**EXTRACTED MATERIAL:**
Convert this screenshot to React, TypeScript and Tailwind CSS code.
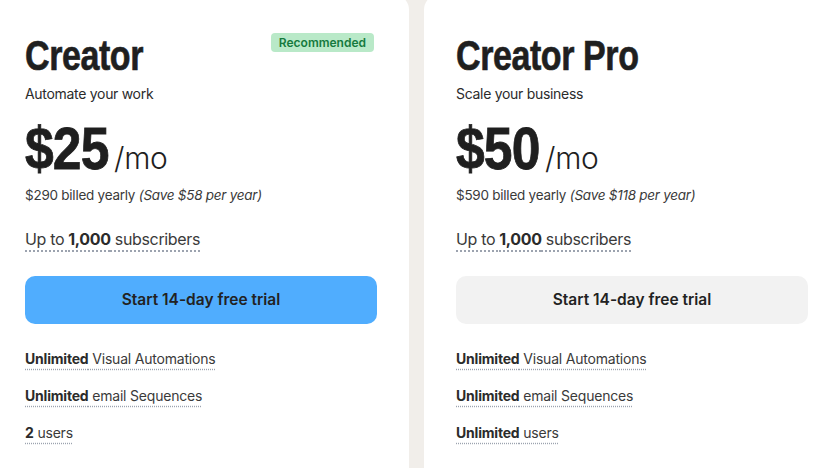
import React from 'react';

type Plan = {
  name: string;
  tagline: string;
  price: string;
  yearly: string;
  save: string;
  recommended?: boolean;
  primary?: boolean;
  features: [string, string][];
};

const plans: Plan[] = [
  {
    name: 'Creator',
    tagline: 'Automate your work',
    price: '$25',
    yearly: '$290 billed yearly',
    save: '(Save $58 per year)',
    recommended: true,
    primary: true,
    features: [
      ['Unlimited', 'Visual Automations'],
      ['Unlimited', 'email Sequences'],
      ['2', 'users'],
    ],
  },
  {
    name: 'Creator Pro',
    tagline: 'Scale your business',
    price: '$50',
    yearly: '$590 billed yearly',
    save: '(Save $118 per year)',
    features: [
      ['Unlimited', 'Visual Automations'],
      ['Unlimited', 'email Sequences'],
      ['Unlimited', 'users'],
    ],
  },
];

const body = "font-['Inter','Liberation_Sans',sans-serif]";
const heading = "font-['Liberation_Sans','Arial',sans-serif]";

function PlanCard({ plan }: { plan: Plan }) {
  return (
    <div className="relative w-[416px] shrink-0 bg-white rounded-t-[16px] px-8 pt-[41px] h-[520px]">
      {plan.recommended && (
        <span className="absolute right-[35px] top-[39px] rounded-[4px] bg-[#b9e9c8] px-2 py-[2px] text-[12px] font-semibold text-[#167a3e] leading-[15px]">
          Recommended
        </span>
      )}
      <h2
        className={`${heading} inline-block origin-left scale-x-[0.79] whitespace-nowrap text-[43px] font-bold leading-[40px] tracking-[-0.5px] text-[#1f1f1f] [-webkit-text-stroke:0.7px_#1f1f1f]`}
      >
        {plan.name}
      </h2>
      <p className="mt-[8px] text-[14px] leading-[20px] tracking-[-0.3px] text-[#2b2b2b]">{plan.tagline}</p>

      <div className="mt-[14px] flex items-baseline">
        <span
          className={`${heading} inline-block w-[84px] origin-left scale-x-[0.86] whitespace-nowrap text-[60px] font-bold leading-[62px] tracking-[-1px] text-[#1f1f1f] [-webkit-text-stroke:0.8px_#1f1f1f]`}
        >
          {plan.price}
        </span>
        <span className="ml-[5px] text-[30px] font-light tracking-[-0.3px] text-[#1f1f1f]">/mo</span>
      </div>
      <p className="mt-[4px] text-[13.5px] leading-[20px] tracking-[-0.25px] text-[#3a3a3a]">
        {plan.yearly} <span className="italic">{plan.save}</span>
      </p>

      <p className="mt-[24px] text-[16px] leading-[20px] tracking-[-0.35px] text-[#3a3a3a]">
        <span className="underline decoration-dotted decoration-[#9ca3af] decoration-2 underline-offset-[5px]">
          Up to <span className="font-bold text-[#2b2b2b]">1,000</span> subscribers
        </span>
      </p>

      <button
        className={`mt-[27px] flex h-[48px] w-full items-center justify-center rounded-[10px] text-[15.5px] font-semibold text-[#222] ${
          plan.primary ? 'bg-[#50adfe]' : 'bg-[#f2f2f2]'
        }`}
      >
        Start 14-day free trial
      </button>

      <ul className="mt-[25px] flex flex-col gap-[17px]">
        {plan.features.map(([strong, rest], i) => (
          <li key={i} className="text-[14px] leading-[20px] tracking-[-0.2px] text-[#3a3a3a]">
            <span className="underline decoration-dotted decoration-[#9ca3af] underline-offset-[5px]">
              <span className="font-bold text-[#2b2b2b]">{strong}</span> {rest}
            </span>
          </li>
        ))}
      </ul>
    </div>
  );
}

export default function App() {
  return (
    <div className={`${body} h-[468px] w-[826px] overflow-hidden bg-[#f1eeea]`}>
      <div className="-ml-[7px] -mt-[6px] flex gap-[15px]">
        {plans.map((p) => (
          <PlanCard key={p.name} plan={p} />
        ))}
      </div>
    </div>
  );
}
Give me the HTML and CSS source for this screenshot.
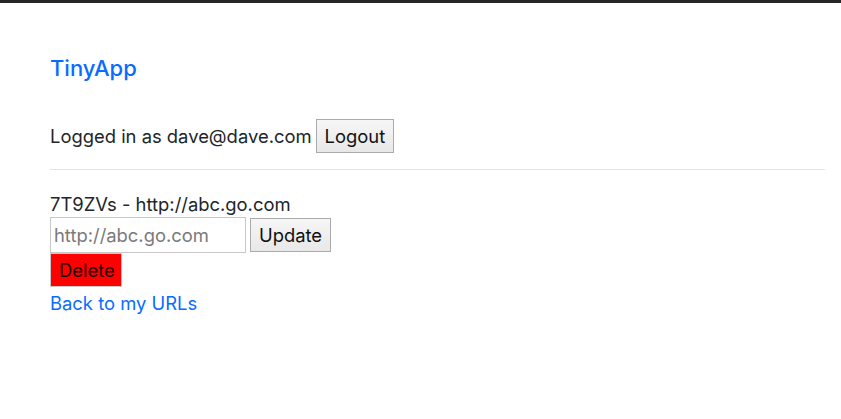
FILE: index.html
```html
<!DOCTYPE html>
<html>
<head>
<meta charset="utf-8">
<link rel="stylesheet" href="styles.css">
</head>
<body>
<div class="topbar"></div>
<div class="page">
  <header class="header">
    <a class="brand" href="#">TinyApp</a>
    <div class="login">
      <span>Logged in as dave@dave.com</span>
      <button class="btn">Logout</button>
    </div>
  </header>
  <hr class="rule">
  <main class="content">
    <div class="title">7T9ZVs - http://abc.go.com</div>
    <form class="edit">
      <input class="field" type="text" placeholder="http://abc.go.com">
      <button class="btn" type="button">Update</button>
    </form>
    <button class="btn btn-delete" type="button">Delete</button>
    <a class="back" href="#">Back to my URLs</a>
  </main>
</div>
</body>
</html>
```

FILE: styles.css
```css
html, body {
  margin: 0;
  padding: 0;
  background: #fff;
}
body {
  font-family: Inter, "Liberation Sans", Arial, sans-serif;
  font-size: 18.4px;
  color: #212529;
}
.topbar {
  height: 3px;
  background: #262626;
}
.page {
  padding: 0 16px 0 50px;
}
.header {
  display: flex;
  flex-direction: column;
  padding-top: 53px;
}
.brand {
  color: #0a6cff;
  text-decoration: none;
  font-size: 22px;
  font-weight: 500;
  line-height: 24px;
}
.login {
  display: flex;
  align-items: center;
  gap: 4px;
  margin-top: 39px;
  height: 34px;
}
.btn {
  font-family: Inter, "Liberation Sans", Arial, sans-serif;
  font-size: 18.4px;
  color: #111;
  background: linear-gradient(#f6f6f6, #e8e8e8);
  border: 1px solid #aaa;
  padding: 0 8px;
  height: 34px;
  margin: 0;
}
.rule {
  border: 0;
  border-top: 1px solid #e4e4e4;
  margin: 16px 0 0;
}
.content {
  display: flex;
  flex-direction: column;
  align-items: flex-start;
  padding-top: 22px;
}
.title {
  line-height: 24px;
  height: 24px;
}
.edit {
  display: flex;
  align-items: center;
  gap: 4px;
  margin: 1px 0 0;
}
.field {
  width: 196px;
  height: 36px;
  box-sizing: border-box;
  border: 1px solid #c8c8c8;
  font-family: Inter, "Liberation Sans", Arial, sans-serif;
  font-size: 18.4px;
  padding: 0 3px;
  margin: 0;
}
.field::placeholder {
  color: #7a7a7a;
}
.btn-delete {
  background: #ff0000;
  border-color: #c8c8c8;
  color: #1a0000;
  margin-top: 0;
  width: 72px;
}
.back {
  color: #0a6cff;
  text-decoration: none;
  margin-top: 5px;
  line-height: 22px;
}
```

**WRITTEN PROBLEM:**
Repeat every record above exactly, but leave out any pictures.

**TASK SOLUTION:**
Convert this screenshot to React, TypeScript and Tailwind CSS code.
import React from 'react';

type Plan = {
  name: string;
  tagline: string;
  price: string;
  yearly: string;
  save: string;
  recommended?: boolean;
  primary?: boolean;
  features: [string, string][];
};

const plans: Plan[] = [
  {
    name: 'Creator',
    tagline: 'Automate your work',
    price: '$25',
    yearly: '$290 billed yearly',
    save: '(Save $58 per year)',
    recommended: true,
    primary: true,
    features: [
      ['Unlimited', 'Visual Automations'],
      ['Unlimited', 'email Sequences'],
      ['2', 'users'],
    ],
  },
  {
    name: 'Creator Pro',
    tagline: 'Scale your business',
    price: '$50',
    yearly: '$590 billed yearly',
    save: '(Save $118 per year)',
    features: [
      ['Unlimited', 'Visual Automations'],
      ['Unlimited', 'email Sequences'],
      ['Unlimited', 'users'],
    ],
  },
];

const body = "font-['Inter','Liberation_Sans',sans-serif]";
const heading = "font-['Liberation_Sans','Arial',sans-serif]";

function PlanCard({ plan }: { plan: Plan }) {
  return (
    <div className="relative w-[416px] shrink-0 bg-white rounded-t-[16px] px-8 pt-[41px] h-[520px]">
      {plan.recommended && (
        <span className="absolute right-[35px] top-[39px] rounded-[4px] bg-[#b9e9c8] px-2 py-[2px] text-[12px] font-semibold text-[#167a3e] leading-[15px]">
          Recommended
        </span>
      )}
      <h2
        className={`${heading} inline-block origin-left scale-x-[0.79] whitespace-nowrap text-[43px] font-bold leading-[40px] tracking-[-0.5px] text-[#1f1f1f] [-webkit-text-stroke:0.7px_#1f1f1f]`}
      >
        {plan.name}
      </h2>
      <p className="mt-[8px] text-[14px] leading-[20px] tracking-[-0.3px] text-[#2b2b2b]">{plan.tagline}</p>

      <div className="mt-[14px] flex items-baseline">
        <span
          className={`${heading} inline-block w-[84px] origin-left scale-x-[0.86] whitespace-nowrap text-[60px] font-bold leading-[62px] tracking-[-1px] text-[#1f1f1f] [-webkit-text-stroke:0.8px_#1f1f1f]`}
        >
          {plan.price}
        </span>
        <span className="ml-[5px] text-[30px] font-light tracking-[-0.3px] text-[#1f1f1f]">/mo</span>
      </div>
      <p className="mt-[4px] text-[13.5px] leading-[20px] tracking-[-0.25px] text-[#3a3a3a]">
        {plan.yearly} <span className="italic">{plan.save}</span>
      </p>

      <p className="mt-[24px] text-[16px] leading-[20px] tracking-[-0.35px] text-[#3a3a3a]">
        <span className="underline decoration-dotted decoration-[#9ca3af] decoration-2 underline-offset-[5px]">
          Up to <span className="font-bold text-[#2b2b2b]">1,000</span> subscribers
        </span>
      </p>

      <button
        className={`mt-[27px] flex h-[48px] w-full items-center justify-center rounded-[10px] text-[15.5px] font-semibold text-[#222] ${
          plan.primary ? 'bg-[#50adfe]' : 'bg-[#f2f2f2]'
        }`}
      >
        Start 14-day free trial
      </button>

      <ul className="mt-[25px] flex flex-col gap-[17px]">
        {plan.features.map(([strong, rest], i) => (
          <li key={i} className="text-[14px] leading-[20px] tracking-[-0.2px] text-[#3a3a3a]">
            <span className="underline decoration-dotted decoration-[#9ca3af] underline-offset-[5px]">
              <span className="font-bold text-[#2b2b2b]">{strong}</span> {rest}
            </span>
          </li>
        ))}
      </ul>
    </div>
  );
}

export default function App() {
  return (
    <div className={`${body} h-[468px] w-[826px] overflow-hidden bg-[#f1eeea]`}>
      <div className="-ml-[7px] -mt-[6px] flex gap-[15px]">
        {plans.map((p) => (
          <PlanCard key={p.name} plan={p} />
        ))}
      </div>
    </div>
  );
}
Give me the HTML and CSS source for this screenshot.
FILE: index.html
```html
<!DOCTYPE html>
<html>
<head>
<meta charset="utf-8">
<link rel="stylesheet" href="styles.css">
</head>
<body>
<div class="topbar"></div>
<div class="page">
  <header class="header">
    <a class="brand" href="#">TinyApp</a>
    <div class="login">
      <span>Logged in as dave@dave.com</span>
      <button class="btn">Logout</button>
    </div>
  </header>
  <hr class="rule">
  <main class="content">
    <div class="title">7T9ZVs - http://abc.go.com</div>
    <form class="edit">
      <input class="field" type="text" placeholder="http://abc.go.com">
      <button class="btn" type="button">Update</button>
    </form>
    <button class="btn btn-delete" type="button">Delete</button>
    <a class="back" href="#">Back to my URLs</a>
  </main>
</div>
</body>
</html>
```

FILE: styles.css
```css
html, body {
  margin: 0;
  padding: 0;
  background: #fff;
}
body {
  font-family: Inter, "Liberation Sans", Arial, sans-serif;
  font-size: 18.4px;
  color: #212529;
}
.topbar {
  height: 3px;
  background: #262626;
}
.page {
  padding: 0 16px 0 50px;
}
.header {
  display: flex;
  flex-direction: column;
  padding-top: 53px;
}
.brand {
  color: #0a6cff;
  text-decoration: none;
  font-size: 22px;
  font-weight: 500;
  line-height: 24px;
}
.login {
  display: flex;
  align-items: center;
  gap: 4px;
  margin-top: 39px;
  height: 34px;
}
.btn {
  font-family: Inter, "Liberation Sans", Arial, sans-serif;
  font-size: 18.4px;
  color: #111;
  background: linear-gradient(#f6f6f6, #e8e8e8);
  border: 1px solid #aaa;
  padding: 0 8px;
  height: 34px;
  margin: 0;
}
.rule {
  border: 0;
  border-top: 1px solid #e4e4e4;
  margin: 16px 0 0;
}
.content {
  display: flex;
  flex-direction: column;
  align-items: flex-start;
  padding-top: 22px;
}
.title {
  line-height: 24px;
  height: 24px;
}
.edit {
  display: flex;
  align-items: center;
  gap: 4px;
  margin: 1px 0 0;
}
.field {
  width: 196px;
  height: 36px;
  box-sizing: border-box;
  border: 1px solid #c8c8c8;
  font-family: Inter, "Liberation Sans", Arial, sans-serif;
  font-size: 18.4px;
  padding: 0 3px;
  margin: 0;
}
.field::placeholder {
  color: #7a7a7a;
}
.btn-delete {
  background: #ff0000;
  border-color: #c8c8c8;
  color: #1a0000;
  margin-top: 0;
  width: 72px;
}
.back {
  color: #0a6cff;
  text-decoration: none;
  margin-top: 5px;
  line-height: 22px;
}
```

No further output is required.